### Task statement
Lines containing the string "code" are to be collected in full.

=====

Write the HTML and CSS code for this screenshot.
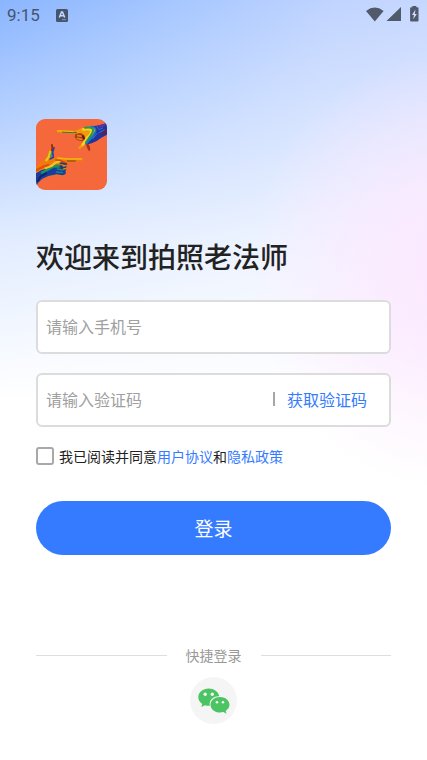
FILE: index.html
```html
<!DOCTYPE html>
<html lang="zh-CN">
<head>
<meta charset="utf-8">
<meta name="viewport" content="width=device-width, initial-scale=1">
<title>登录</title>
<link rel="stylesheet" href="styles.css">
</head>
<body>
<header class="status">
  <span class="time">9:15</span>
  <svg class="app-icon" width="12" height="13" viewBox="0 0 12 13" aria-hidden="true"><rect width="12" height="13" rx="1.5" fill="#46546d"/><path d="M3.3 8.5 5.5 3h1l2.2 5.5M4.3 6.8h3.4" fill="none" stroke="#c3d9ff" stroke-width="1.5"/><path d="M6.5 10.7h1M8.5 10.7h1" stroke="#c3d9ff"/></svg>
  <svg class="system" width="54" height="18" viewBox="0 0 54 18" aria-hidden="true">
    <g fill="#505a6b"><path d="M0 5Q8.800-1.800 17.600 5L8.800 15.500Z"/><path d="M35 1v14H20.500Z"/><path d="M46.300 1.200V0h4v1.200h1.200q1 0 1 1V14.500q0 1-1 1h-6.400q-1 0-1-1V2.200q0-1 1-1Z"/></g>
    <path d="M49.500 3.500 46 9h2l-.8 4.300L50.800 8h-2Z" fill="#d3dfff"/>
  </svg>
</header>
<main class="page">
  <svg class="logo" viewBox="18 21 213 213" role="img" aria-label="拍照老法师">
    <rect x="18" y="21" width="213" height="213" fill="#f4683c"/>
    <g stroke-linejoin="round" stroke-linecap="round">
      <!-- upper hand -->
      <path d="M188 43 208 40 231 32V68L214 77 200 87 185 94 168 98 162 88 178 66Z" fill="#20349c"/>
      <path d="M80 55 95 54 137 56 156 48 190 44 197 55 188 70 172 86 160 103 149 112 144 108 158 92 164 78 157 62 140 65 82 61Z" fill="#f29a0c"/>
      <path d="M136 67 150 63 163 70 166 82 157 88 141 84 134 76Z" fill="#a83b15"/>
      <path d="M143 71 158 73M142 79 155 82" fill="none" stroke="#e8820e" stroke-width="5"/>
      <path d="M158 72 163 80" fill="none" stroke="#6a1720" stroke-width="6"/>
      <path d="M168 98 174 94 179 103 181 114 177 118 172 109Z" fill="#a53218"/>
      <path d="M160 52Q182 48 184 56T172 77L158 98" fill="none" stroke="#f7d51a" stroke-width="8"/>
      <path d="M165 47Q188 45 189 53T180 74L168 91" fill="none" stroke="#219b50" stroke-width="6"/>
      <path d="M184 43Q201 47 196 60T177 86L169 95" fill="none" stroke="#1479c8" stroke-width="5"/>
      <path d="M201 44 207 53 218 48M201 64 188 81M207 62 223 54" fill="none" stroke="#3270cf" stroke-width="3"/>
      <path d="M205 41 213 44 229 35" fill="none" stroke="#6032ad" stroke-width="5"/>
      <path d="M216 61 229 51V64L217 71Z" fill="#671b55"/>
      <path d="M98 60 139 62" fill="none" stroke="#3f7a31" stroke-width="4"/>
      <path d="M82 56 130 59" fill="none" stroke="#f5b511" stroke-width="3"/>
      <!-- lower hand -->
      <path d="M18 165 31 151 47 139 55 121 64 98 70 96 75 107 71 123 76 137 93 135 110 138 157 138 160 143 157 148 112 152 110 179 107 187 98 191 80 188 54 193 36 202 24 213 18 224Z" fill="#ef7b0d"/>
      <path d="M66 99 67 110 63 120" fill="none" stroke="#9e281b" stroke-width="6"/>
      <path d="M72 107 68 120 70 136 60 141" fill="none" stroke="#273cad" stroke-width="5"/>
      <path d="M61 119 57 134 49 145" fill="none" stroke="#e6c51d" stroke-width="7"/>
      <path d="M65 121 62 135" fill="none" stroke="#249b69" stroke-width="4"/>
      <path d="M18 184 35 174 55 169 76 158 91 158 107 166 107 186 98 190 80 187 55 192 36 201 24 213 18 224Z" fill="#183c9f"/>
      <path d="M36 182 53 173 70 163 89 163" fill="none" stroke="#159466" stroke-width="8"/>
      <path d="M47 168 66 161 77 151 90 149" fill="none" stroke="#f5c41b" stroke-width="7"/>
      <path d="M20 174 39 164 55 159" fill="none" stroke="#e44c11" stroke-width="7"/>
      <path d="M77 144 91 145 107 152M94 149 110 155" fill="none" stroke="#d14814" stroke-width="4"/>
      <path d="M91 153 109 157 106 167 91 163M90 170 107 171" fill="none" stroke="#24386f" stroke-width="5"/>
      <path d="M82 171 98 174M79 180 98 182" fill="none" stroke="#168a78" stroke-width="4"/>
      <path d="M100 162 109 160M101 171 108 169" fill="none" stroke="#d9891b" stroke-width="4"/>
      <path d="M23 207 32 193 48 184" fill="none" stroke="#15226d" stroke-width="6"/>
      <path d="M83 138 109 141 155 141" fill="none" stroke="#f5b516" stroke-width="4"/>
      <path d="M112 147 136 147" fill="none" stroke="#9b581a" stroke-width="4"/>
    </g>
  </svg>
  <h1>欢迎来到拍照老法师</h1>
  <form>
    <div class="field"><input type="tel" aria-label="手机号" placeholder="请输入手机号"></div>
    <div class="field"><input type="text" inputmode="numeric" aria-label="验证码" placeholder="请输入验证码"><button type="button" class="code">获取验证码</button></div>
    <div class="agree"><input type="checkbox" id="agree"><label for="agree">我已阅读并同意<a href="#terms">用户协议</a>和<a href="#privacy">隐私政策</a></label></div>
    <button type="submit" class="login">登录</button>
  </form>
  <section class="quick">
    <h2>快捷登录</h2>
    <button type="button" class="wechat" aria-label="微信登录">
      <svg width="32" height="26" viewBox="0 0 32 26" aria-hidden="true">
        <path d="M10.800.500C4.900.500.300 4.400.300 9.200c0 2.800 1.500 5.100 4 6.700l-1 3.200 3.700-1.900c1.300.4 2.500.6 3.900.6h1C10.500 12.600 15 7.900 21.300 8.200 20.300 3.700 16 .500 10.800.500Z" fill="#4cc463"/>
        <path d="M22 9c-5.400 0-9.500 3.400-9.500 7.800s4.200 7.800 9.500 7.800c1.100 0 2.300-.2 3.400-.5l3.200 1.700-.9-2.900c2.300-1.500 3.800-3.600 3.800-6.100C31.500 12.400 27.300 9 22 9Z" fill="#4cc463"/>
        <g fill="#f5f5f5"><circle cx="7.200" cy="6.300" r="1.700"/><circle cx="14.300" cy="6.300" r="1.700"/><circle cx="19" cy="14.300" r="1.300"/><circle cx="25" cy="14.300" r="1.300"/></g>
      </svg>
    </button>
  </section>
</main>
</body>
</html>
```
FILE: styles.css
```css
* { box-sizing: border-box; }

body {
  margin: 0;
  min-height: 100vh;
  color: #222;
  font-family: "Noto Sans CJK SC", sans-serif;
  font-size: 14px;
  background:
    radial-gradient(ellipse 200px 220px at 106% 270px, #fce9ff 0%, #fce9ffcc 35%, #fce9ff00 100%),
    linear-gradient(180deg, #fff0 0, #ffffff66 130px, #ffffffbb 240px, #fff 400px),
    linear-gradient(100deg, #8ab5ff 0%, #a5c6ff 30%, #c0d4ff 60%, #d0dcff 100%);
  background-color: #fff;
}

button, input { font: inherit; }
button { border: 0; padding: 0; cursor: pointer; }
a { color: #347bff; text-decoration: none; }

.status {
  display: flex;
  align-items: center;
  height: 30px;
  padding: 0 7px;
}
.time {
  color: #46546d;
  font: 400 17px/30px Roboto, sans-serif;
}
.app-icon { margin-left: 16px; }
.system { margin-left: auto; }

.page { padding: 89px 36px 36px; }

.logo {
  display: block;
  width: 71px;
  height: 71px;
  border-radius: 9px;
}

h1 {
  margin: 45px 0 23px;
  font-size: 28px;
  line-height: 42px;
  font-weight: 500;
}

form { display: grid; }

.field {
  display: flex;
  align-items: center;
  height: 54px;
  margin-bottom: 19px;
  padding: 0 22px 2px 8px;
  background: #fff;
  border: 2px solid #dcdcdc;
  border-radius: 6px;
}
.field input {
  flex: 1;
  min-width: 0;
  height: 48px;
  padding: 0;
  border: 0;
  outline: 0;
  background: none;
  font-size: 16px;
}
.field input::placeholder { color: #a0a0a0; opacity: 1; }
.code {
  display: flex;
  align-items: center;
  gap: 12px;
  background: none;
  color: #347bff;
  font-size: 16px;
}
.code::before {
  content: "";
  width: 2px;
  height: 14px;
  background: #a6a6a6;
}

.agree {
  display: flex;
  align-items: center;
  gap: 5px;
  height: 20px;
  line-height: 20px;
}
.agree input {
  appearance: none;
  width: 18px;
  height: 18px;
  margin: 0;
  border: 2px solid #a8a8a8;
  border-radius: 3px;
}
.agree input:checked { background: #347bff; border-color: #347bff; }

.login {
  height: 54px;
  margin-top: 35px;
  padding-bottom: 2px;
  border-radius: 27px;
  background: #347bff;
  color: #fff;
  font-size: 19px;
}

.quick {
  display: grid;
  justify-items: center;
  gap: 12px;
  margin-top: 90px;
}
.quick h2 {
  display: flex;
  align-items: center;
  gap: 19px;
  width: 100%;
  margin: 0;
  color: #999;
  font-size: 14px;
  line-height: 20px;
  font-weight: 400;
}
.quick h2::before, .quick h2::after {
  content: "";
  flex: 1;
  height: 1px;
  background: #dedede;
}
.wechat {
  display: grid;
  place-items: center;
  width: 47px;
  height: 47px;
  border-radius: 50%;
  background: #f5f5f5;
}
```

=====

### Exercise result
Write the HTML and CSS code for this screenshot.
    <div class="field"><input type="text" inputmode="numeric" aria-label="验证码" placeholder="请输入验证码"><button type="button" class="code">获取验证码</button></div>
.code {
.code::before {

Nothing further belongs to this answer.